I loved it until I lost my balance and hit the water. This water that I thought was soft and fluid had somehow turned solid, hard. My neck ached for a week and I never again looked at water quite the same way.
We all know, of course, that water can be destructive and life-giving. We’ve seen floods and droughts. We’ve, unfortunately, heard of waterboarding, and we know people can die of thirst. This ambiguity is part of what makes the water imagery in the Bible so powerful. Images of floods and wells; water from the rock and storms at sea. I think it’s no coincidence that this ambiguous, powerful, image of water is at the heart of baptism. While baptism is a symbol of forgiveness and new life, we also know that questions surrounding baptism have divided the church through the ages.
As a Mennonite, I hear stories of my ancestors in the faith being executed for refusing to allow their children to be baptized. And I hear stories of arguments within my own tradition about how to baptize. I nearly created a scandal when I brought in a large tub and baptized two people by immersion. Distinct lines are drawn between those who sprinkle, those who dunk, and those who pour. (At least those traditions that practice infant baptism generally agree that sprinkling is the appropriate method of baptizing babies.) How is it that this symbol of Christian commitment and unity has been so divisive?
The ambiguity extends to the personal level as well. Through baptism we find freedom in Christ, yet it is a freedom that confines. In her book The Soul Tells a Story, Vinita Hampton Wright notes that as baptized believers we commit to living within certain parameters. For writers and visual artists and actors and musicians, our baptismal commitments mean that we will not write or paint or act or sing just anything.
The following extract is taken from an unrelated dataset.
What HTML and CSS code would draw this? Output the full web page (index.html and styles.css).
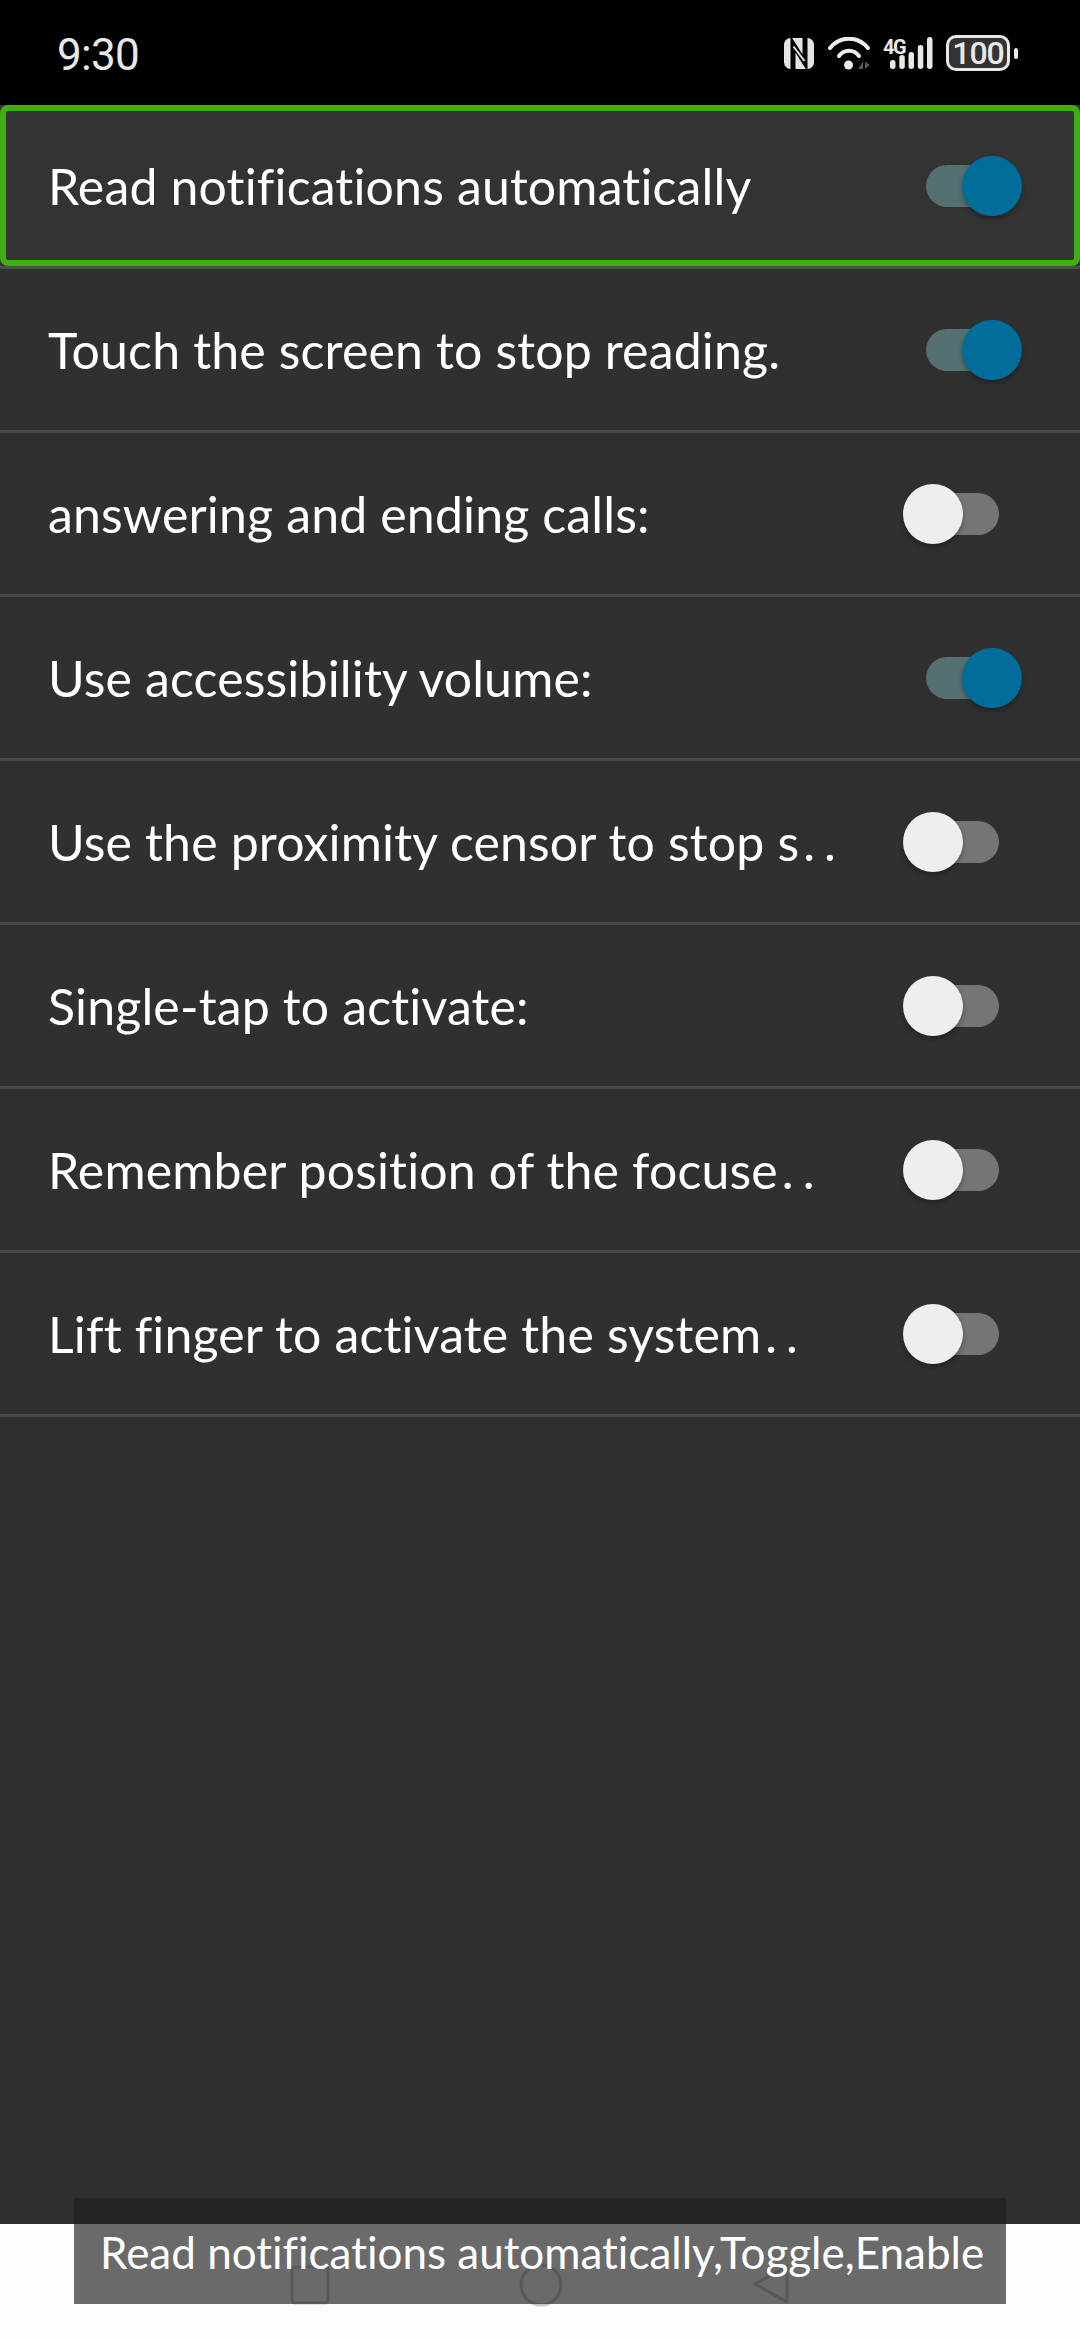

The limits for artists aren’t as clear and harsh as some Christians suggest, but they are there. Our commitments to follow Christ push us to create in ways that nurture rather than degrade life; in ways that lift up rather than tear down other people.
The paradoxes within baptism (or confirmation) are many. We are at once freed and bound. We make a deeply personal decision that connects us–often in uncomfortable ways–to a whole bunch of people around the world. We humble ourselves and accept our identity as a beloved of the Holy One. We promise to walk a life path that we can barely begin to understand.
The space of baptism is indeed a holy space. And it is not a comfortable space. This is an important realization for me. Sometimes I imagine that a holy space will be calm and beautiful–like Monet’s garden or a mountaintop monastery. When I find myself–as I often do–in places of ambiguity and discomfort, I often do not even consider that maybe these spaces, too, are holy. Maybe my life is pushed most abruptly up against the Divine in these places of tension and uncertainty.
It is the tension, of course, that allows the rope to pull us along behind the boat. It is the uncertainty of our balance that focuses our attention.
Well-written and profound. Thank you.